Sunday, February 10, 2008

Chicken Piccata

This is one of my favorite chicken recipes. The chicken comes out light, lemony, and juicy!

Chicken Piccata



4 skinless, boneless chicken breasts
1 egg
3 tablespoons lemon juice
1/4 cup all-purpose flour
1/8 teaspoon garlic powder
1/8 teaspoon paprika
1/4 cup butter
2 teaspoons chicken bouillon powder
1/2 cup boiling water


1. In a small bowl, beat the egg together with 1 tablespoon of the lemon juice. Set aside.
In a shallow bowl or dish mix together the flour, garlic powder and paprika. Dip the chicken in the egg/lemon mixture, then in the seasoned flour.

2. In a large skillet, melt butter/margarine and brown the coated chicken pieces.

3. Dissolve the bouillon in the boiling water, then add the remaining 2 tablespoons of lemon juice. Pour liquid into skillet. Cover and let simmer for 20 minutes, turning chicken pieces after 10 minutes, until chicken is tender. Garnish as desired and serve.

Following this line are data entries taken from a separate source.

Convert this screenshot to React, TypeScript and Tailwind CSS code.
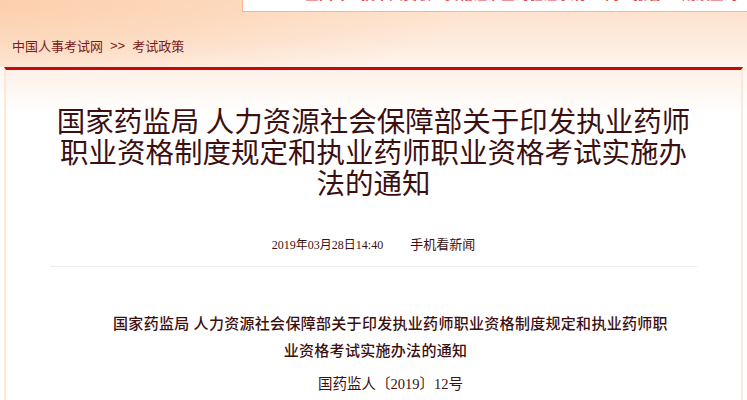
export default function App() {
	return (
		<div className="min-h-[400px] w-full overflow-hidden bg-[linear-gradient(180deg,#fde0c8_0px,#fdeadb_40px,#fff5ee_68px,#fff_110px)] font-['Noto_Sans_CJK_SC',sans-serif] text-[#3c1010]">
			<div className="bg-[radial-gradient(ellipse_460px_110px_at_0_0,#fcd0ae,transparent)]">
				<div className="flex h-[12px]">
					<div className="w-[242px] shrink-0" />
					<div className="flex-1 overflow-hidden border-b border-l border-[#f8b38a] bg-white pl-[62px]">
						<p className="-mt-[14px] whitespace-nowrap text-[14px] leading-[14px] font-bold text-[#e0484c]">
							全国专业技术人员职业资格证书查询验证系统 · 网上报名 · 成绩查询 · 证书查询
						</p>
					</div>
				</div>
				<nav className="flex items-center px-3 pt-[27px] pb-[14px] text-[13px] leading-[14px] text-[#7a1818]">
					<span>中国人事考试网</span>
					<span className="mx-[7px] font-['Liberation_Sans',sans-serif]">&gt;&gt;</span>
					<span>考试政策</span>
				</nav>
			</div>

			<main className="mx-[4px] min-h-[340px] border-x-2 border-t-[3px] border-x-[#fde7d9] border-t-[#c8090b] bg-[linear-gradient(180deg,#fdf1e8,#fff_45px)]">
				<h1 className="mx-auto w-[646px] pt-[34px] text-center text-[28.5px] leading-[31px] font-normal">
					国家药监局 人力资源社会保障部关于印发执业药师职业资格制度规定和执业药师职业资格考试实施办法的通知
				</h1>

				<div className="mt-[40px] flex items-center justify-center gap-[27px] font-['Liberation_Serif','Noto_Sans_CJK_SC',serif] leading-[16px]">
					<span className="text-[12px]">2019年03月28日14:40</span>
					<span className="text-[13px]">手机看新闻</span>
				</div>

				<div className="mx-[44px] mt-[13px] h-px bg-[#e9eef5]" />

				<div className="pl-[34px] pt-[44px] text-center font-['Liberation_Serif','Noto_Sans_CJK_SC',serif] text-[14.5px] leading-[27px]">
					<p className="text-[15px] font-medium tracking-[0.3px]">
						国家药监局 人力资源社会保障部关于印发执业药师职业资格制度规定和执业药师职
						<br />
						<span className="pr-[30px]">业资格考试实施办法的通知</span>
					</p>
					<p className="mt-[6px]">国药监人〔2019〕12号</p>
				</div>
			</main>
		</div>
	);
}
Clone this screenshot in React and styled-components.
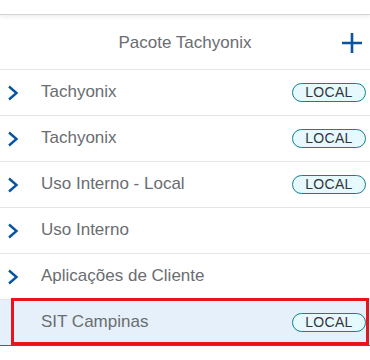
import React from 'react'
import styled, { createGlobalStyle } from 'styled-components'

const GlobalStyle = createGlobalStyle`
  html, body {
    margin: 0;
    padding: 0;
    background: #fff;
  }
  * {
    box-sizing: border-box;
    font-family: "Liberation Sans", Arial, sans-serif;
  }
`

const Page = styled.div`
  width: 370px;
  height: 360px;
  overflow: hidden;
  background: #fff;
`

const TopBar = styled.div`
  height: 15px;
  border-bottom: 1px solid #d4d4d4;
  box-shadow: 0 2px 4px rgba(0, 0, 0, 0.07);
  position: relative;
`

const Header = styled.div`
  height: 55px;
  display: flex;
  align-items: center;
  justify-content: center;
  position: relative;
  border-bottom: 1px solid #e5e5e5;
  padding-top: 2px;
`

const Title = styled.span`
  font-size: 17px;
  color: #6a6d70;
`

const AddButton = styled.button`
  position: absolute;
  right: 7px;
  top: 17px;
  width: 22px;
  height: 22px;
  border: 0;
  padding: 0;
  background: transparent;
  display: flex;
  align-items: center;
  justify-content: center;
`

const List = styled.div`
  display: flex;
  flex-direction: column;
`

const Row = styled.div`
  height: 46px;
  display: flex;
  align-items: center;
  padding: 0 4px 0 7px;
  border-bottom: 1px solid ${p => (p.selected ? '#0a6ed1' : '#e5e5e5')};
  background: ${p => (p.selected ? '#e5f0fa' : '#fff')};
  position: relative;

  ${p => p.highlight && `
    &::after {
      content: '';
      position: absolute;
      left: 11px;
      right: 1px;
      top: -2px;
      bottom: 0px;
      border: 3px solid #e8141c;
    }
  `}
`

const Arrow = styled.span`
  width: 34px;
  flex: none;
  display: flex;
  align-items: center;
`

const Label = styled.span`
  flex: 1;
  font-size: 17px;
  color: #6a6d70;
  white-space: nowrap;
  padding-bottom: 2px;
`

const Badge = styled.span`
  flex: none;
  width: 74px;
  height: 19px;
  border: 1px solid #0f828f;
  border-radius: 10px;
  background: #e6f9fd;
  color: #32363a;
  font-size: 14px;
  line-height: 17px;
  text-align: center;
  letter-spacing: 0.3px;
`

const Chevron = () => (
  <svg width="12" height="16" viewBox="0 0 12 16">
    <path d="M2 1.5 L9.5 8 L2 14.5" fill="none" stroke="#0854a0" strokeWidth="2.4" />
  </svg>
)

const Plus = () => (
  <svg width="20" height="20" viewBox="0 0 20 20">
    <path d="M10 0 V20 M0 10 H20" stroke="#0854a0" strokeWidth="2.6" />
  </svg>
)

const items = [
  { name: 'Tachyonix', local: true, arrow: true },
  { name: 'Tachyonix', local: true, arrow: true },
  { name: 'Uso Interno - Local', local: true, arrow: true },
  { name: 'Uso Interno', arrow: true },
  { name: 'Aplicações de Cliente', arrow: true },
  { name: 'SIT Campinas', local: true, selected: true },
  { name: 'Produtivo', arrow: true },
]

export default function App() {
  return (
    <Page>
      <GlobalStyle />
      <TopBar />
      <Header>
        <Title>Pacote Tachyonix</Title>
        <AddButton><Plus /></AddButton>
      </Header>
      <List>
        {items.map((it, i) => (
          <Row key={i} selected={it.selected} highlight={it.selected}>
            <Arrow>{it.arrow && <Chevron />}</Arrow>
            <Label>{it.name}</Label>
            {it.local && <Badge>LOCAL</Badge>}
          </Row>
        ))}
      </List>
    </Page>
  )
}
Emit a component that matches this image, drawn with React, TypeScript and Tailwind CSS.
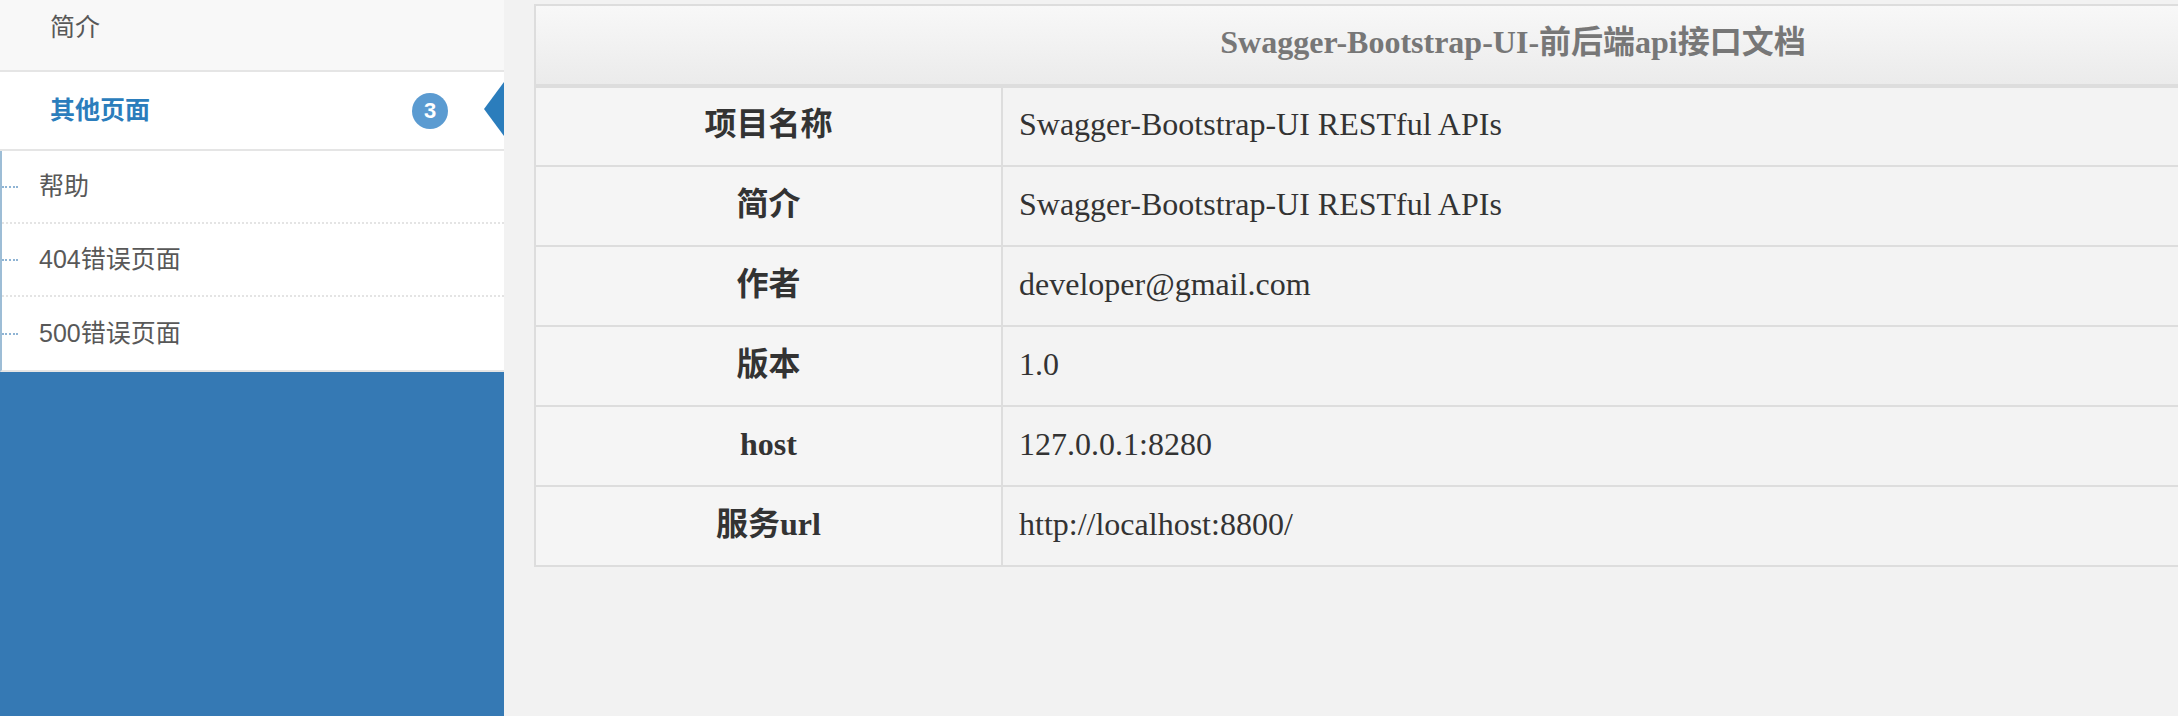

Melissa's blog collection said...

This was so good and I even forgot to dip it in the egg. It was really tasty - not too lemon flavored.

Sarah said...

This dish is absolutely delicious. I licked my plate afterwards! I used a rice/almond/teff flour mixture and it worked great.

I also passed the recipe on to my mom and she loved it too. It's not too heavy, but you can definitely taste the lemon and butter.